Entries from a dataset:
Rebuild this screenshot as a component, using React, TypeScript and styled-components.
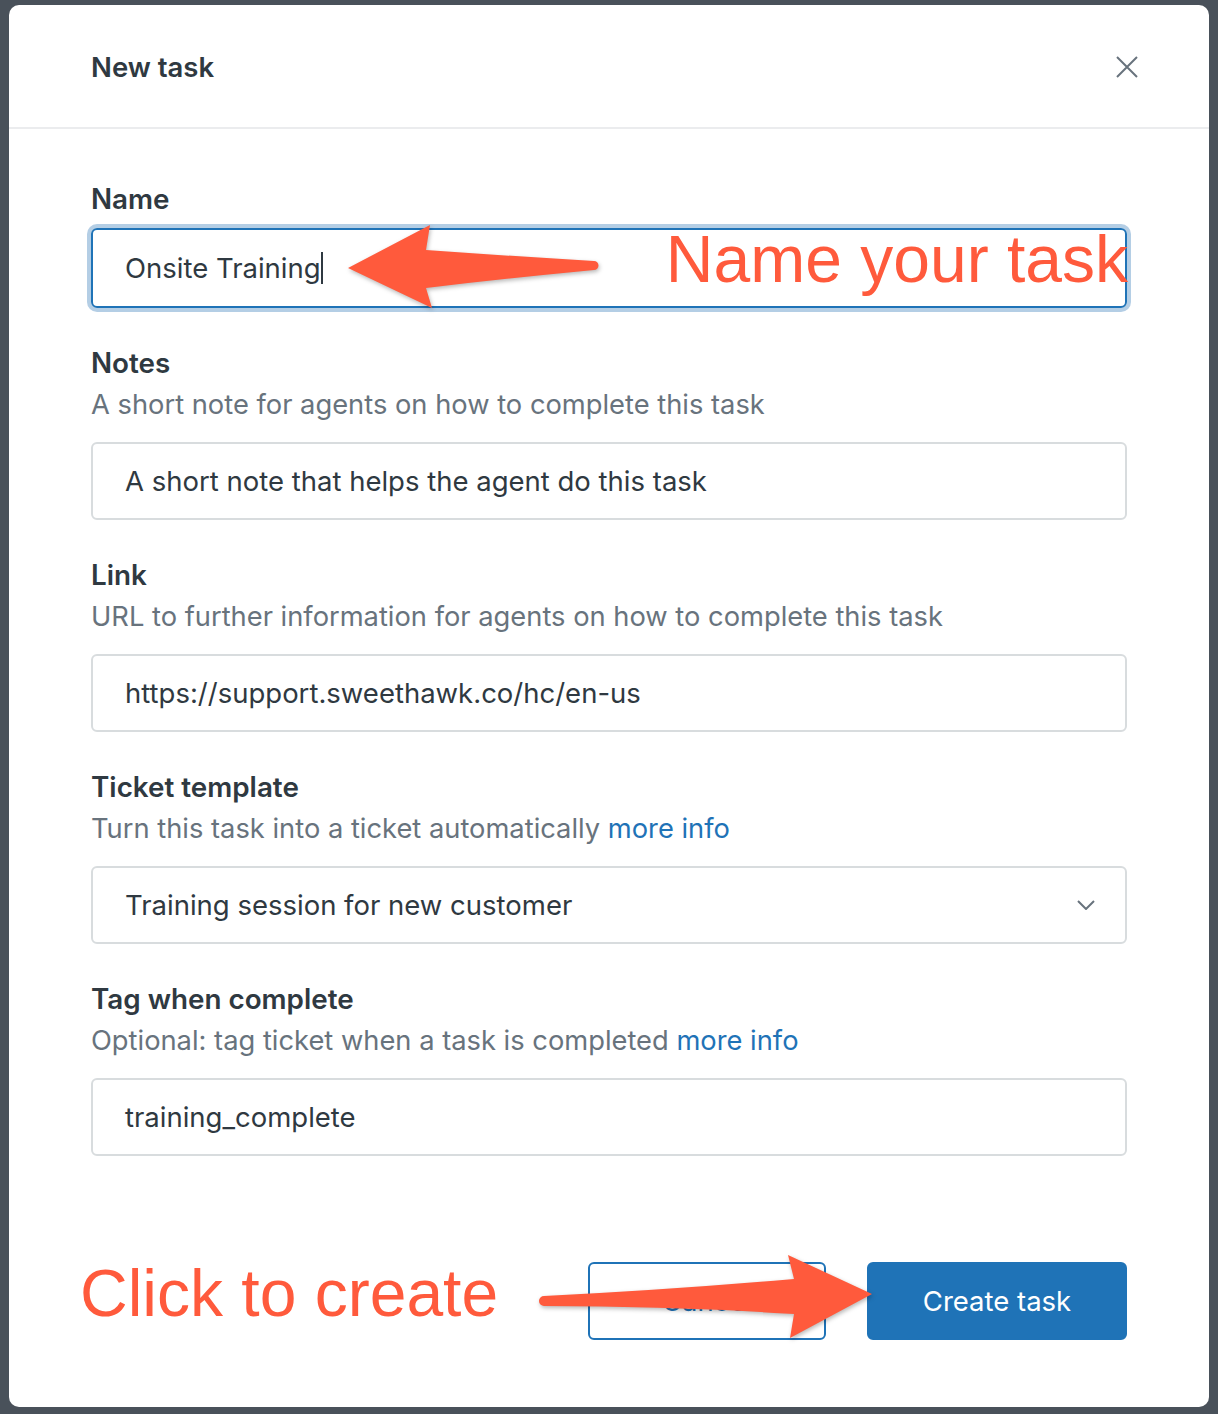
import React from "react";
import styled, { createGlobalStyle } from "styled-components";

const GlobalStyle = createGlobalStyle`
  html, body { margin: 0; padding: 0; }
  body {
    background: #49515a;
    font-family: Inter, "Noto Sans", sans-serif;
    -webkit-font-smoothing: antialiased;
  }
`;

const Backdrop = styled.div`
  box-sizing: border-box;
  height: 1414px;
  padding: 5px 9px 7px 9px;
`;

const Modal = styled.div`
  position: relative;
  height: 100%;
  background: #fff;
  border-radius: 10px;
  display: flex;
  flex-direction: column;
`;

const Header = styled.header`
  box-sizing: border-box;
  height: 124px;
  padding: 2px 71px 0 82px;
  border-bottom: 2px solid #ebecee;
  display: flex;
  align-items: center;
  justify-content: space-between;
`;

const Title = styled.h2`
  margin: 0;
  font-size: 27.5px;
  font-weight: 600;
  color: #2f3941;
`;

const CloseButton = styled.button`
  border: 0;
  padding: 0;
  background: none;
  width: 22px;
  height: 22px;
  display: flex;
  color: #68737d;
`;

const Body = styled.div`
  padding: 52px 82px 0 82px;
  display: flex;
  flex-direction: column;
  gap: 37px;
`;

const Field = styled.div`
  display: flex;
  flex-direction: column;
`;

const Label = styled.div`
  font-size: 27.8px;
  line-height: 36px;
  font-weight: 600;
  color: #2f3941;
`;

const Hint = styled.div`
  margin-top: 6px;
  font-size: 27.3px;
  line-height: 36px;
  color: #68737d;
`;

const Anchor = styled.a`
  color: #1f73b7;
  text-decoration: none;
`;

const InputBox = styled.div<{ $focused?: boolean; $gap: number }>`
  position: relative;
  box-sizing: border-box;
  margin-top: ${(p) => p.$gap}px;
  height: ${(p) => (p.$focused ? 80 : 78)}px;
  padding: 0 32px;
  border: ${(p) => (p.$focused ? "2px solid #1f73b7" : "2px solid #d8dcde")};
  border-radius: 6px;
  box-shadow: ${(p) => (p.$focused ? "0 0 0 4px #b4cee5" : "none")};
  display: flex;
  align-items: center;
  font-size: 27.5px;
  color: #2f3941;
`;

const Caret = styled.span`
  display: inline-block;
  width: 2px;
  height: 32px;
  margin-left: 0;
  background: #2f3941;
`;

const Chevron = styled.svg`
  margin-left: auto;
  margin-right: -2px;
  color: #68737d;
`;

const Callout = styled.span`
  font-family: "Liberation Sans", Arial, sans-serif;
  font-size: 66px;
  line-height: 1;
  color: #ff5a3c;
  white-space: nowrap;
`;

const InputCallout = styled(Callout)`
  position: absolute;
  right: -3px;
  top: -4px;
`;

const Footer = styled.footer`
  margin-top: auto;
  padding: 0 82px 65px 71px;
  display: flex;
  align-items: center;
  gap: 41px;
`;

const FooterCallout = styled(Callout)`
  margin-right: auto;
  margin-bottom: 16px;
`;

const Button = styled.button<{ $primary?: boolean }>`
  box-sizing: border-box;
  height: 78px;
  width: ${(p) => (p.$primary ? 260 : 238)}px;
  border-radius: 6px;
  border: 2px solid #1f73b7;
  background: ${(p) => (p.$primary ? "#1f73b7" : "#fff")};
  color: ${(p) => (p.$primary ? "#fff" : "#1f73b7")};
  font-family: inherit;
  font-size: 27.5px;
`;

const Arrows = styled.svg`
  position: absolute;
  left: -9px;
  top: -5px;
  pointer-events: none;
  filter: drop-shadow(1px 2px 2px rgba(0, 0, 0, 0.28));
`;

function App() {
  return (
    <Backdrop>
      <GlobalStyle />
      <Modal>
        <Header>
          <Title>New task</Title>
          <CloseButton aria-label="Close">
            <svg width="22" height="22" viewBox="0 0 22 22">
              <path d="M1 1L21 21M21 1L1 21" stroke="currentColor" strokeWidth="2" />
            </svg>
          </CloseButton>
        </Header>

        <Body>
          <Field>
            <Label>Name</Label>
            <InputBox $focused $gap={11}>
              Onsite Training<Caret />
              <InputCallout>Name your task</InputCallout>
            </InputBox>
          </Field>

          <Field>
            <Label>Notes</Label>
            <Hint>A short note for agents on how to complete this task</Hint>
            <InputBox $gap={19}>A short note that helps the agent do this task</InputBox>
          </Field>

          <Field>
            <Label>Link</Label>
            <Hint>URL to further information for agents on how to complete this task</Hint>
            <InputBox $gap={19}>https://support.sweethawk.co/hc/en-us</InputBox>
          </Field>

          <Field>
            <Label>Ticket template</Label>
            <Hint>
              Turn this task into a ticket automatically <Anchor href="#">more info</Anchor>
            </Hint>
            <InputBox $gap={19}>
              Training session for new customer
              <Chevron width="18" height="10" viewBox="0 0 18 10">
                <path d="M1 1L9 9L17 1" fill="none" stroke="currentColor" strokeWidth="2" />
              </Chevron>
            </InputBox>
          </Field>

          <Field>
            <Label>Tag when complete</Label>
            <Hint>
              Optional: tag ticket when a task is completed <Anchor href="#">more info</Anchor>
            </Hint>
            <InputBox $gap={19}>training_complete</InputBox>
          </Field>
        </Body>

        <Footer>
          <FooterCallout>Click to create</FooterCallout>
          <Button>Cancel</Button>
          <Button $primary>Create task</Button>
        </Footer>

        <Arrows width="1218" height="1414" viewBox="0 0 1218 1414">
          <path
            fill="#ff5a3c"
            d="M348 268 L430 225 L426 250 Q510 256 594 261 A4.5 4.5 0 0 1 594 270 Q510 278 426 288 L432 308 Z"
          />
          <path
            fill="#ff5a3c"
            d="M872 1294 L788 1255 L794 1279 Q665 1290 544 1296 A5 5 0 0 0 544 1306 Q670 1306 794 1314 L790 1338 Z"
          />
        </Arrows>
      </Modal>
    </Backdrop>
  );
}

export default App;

==

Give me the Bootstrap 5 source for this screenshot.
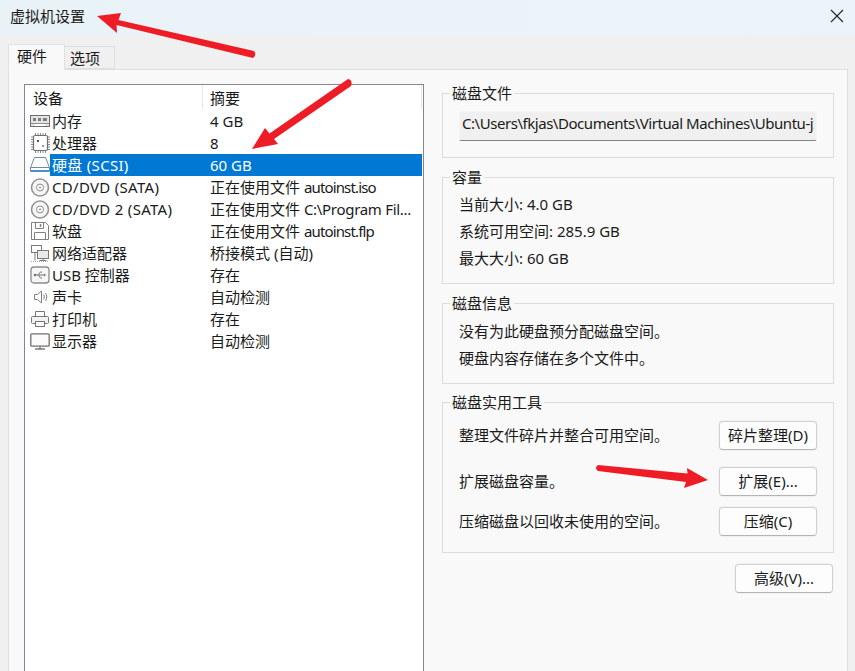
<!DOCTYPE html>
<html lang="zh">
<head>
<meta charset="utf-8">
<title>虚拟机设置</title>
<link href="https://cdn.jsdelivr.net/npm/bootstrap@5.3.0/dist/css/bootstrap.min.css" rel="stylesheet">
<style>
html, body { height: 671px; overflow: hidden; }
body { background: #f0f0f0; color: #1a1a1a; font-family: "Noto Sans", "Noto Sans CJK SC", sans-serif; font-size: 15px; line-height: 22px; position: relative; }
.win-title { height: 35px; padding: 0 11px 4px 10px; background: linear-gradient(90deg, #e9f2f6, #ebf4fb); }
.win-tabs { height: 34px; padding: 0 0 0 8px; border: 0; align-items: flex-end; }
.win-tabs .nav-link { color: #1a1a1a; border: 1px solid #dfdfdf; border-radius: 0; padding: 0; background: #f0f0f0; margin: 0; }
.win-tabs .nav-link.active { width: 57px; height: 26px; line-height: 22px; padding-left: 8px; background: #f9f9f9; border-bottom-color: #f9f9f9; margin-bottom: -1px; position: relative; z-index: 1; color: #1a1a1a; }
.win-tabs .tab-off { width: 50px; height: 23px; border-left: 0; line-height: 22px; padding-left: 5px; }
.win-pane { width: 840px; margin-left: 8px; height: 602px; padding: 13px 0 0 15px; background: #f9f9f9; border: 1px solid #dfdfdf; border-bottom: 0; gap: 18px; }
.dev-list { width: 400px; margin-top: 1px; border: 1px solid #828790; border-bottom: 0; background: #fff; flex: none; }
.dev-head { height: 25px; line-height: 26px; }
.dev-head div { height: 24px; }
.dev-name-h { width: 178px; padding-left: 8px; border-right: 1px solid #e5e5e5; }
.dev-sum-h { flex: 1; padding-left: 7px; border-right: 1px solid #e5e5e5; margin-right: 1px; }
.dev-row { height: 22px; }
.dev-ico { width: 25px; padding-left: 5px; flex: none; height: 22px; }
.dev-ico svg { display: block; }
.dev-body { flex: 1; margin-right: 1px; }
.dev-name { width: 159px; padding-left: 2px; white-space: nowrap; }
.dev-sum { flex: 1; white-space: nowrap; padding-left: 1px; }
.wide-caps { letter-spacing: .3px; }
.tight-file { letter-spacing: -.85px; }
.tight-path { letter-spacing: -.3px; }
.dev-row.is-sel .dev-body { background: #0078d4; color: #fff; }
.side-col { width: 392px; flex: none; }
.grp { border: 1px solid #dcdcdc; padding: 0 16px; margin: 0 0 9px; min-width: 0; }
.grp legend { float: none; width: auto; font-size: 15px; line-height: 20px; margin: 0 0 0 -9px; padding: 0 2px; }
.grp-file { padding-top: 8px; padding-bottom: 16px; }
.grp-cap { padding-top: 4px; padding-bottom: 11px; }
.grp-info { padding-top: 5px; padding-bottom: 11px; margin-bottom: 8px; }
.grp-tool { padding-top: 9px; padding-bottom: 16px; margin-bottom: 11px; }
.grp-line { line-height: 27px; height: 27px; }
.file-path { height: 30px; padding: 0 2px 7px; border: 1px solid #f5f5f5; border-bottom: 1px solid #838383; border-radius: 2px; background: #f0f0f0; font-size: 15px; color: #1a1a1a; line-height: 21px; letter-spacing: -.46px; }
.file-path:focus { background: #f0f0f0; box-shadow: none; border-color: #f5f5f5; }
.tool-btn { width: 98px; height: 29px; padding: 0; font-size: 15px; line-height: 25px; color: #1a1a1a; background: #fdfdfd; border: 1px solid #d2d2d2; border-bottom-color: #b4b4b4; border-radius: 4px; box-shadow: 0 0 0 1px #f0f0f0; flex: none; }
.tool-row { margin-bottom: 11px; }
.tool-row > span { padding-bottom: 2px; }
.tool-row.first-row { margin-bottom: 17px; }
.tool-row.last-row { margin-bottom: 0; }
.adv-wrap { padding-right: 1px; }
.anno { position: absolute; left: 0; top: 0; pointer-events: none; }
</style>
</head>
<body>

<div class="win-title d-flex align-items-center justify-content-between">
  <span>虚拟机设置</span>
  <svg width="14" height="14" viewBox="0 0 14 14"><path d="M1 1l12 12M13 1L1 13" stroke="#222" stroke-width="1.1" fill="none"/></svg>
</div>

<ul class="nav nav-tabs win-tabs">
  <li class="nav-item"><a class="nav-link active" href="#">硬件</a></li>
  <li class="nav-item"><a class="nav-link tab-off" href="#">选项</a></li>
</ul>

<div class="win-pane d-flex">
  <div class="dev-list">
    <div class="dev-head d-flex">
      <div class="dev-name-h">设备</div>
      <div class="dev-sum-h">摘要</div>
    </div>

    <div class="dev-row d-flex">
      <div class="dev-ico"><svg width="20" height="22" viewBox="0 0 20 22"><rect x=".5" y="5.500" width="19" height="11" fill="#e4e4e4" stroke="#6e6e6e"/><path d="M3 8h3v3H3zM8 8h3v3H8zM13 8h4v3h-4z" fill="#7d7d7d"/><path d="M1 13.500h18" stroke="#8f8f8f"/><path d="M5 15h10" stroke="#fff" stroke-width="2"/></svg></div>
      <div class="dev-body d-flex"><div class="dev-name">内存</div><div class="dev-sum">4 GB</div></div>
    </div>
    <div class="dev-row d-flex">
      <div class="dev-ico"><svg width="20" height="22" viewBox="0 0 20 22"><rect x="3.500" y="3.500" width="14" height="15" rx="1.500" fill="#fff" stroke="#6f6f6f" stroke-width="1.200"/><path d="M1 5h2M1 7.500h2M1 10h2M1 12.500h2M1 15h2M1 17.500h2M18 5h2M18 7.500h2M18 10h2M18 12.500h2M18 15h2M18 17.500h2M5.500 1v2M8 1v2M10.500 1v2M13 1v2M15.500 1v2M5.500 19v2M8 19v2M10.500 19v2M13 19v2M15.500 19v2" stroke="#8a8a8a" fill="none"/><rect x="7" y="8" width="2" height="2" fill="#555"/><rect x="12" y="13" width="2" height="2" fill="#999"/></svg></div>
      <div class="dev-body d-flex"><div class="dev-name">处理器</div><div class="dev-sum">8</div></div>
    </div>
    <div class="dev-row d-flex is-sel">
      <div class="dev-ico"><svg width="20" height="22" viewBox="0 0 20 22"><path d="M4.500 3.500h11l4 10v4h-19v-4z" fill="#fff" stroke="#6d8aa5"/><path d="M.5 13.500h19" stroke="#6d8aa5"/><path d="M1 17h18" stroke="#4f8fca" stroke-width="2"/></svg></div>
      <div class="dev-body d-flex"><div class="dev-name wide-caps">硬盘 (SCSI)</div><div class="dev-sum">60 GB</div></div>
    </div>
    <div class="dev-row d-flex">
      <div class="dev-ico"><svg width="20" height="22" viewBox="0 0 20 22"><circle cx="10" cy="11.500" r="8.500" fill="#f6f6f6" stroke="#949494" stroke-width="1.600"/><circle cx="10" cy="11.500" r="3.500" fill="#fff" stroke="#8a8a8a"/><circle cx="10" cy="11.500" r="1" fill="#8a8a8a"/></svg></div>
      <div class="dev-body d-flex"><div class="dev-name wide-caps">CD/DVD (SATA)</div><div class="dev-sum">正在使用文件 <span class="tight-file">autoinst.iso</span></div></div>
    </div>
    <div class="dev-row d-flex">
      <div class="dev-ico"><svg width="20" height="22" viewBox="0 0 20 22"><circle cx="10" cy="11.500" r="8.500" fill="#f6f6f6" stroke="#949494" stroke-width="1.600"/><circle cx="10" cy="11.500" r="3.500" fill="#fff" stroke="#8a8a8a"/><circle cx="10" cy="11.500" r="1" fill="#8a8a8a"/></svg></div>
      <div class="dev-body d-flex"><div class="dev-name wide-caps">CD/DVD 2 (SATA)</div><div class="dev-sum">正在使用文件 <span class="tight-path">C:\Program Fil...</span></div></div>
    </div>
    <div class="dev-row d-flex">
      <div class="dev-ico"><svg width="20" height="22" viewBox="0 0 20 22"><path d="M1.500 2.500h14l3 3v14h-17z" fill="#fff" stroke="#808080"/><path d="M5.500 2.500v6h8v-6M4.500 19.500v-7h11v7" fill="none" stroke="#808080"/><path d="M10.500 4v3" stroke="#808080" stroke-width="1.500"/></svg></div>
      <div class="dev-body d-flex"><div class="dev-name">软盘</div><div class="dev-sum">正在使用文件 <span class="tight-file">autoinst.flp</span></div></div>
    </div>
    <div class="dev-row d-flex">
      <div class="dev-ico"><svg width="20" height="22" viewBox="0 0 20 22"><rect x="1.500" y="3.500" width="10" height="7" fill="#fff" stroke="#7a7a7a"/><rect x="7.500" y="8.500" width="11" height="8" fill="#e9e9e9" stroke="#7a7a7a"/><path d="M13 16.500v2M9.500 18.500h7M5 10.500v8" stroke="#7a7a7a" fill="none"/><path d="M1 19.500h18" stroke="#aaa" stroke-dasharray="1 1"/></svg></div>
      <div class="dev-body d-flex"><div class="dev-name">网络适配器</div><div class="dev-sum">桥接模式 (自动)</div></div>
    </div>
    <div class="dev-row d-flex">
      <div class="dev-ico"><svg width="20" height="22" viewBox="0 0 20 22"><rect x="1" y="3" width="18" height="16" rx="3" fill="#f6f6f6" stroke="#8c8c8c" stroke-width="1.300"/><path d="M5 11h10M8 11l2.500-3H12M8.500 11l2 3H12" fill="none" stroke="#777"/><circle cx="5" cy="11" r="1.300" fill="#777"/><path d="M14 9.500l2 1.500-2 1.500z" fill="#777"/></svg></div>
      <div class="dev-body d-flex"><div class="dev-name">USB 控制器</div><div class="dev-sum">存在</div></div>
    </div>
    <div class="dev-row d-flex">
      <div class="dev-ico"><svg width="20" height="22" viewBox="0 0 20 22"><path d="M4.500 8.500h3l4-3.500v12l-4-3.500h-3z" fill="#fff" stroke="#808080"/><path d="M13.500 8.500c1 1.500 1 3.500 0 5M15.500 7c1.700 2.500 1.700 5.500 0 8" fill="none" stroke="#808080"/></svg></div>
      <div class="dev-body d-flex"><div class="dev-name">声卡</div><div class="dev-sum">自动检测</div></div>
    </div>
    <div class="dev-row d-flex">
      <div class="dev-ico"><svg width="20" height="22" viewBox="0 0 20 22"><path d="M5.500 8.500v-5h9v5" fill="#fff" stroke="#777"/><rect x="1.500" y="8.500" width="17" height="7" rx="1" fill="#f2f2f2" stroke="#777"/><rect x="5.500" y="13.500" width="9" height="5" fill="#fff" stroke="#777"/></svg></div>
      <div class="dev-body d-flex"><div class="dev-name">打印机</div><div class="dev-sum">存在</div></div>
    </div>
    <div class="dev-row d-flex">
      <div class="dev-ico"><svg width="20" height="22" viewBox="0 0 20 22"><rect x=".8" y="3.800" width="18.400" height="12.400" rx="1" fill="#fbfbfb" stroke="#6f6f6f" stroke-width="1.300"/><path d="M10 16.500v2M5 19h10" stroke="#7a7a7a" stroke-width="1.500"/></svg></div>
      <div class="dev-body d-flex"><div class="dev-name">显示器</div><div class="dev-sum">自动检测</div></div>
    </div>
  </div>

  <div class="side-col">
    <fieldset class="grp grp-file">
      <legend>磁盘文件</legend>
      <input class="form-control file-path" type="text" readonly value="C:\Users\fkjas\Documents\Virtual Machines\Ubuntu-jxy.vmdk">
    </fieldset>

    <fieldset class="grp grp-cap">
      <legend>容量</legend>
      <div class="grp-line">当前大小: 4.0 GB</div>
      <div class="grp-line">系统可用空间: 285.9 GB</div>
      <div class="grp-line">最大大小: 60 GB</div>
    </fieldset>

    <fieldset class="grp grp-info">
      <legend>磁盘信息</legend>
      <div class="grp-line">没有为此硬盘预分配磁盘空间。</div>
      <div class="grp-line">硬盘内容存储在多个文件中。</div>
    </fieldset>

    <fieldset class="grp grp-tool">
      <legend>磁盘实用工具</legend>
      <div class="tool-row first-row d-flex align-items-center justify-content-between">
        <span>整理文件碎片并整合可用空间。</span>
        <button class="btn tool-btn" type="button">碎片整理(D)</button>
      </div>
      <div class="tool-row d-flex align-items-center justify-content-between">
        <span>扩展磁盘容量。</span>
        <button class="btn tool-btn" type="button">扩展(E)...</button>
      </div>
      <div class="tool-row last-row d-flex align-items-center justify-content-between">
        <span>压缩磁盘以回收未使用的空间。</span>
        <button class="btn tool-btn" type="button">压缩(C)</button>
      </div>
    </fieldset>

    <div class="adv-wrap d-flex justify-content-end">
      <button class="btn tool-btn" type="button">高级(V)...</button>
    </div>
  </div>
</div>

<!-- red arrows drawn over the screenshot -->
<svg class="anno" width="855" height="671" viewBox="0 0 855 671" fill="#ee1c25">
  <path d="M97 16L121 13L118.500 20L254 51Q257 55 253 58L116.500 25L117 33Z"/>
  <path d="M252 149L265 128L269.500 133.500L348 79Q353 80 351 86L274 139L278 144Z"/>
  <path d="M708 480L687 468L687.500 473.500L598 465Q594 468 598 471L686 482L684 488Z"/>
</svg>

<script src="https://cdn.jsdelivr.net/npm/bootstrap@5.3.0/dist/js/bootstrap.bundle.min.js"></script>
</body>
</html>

TO BE DONE: The required answer is a single number: the count of lines in the entries that hold the string "screenshot".

SOLUTION TO THIS TASK: 3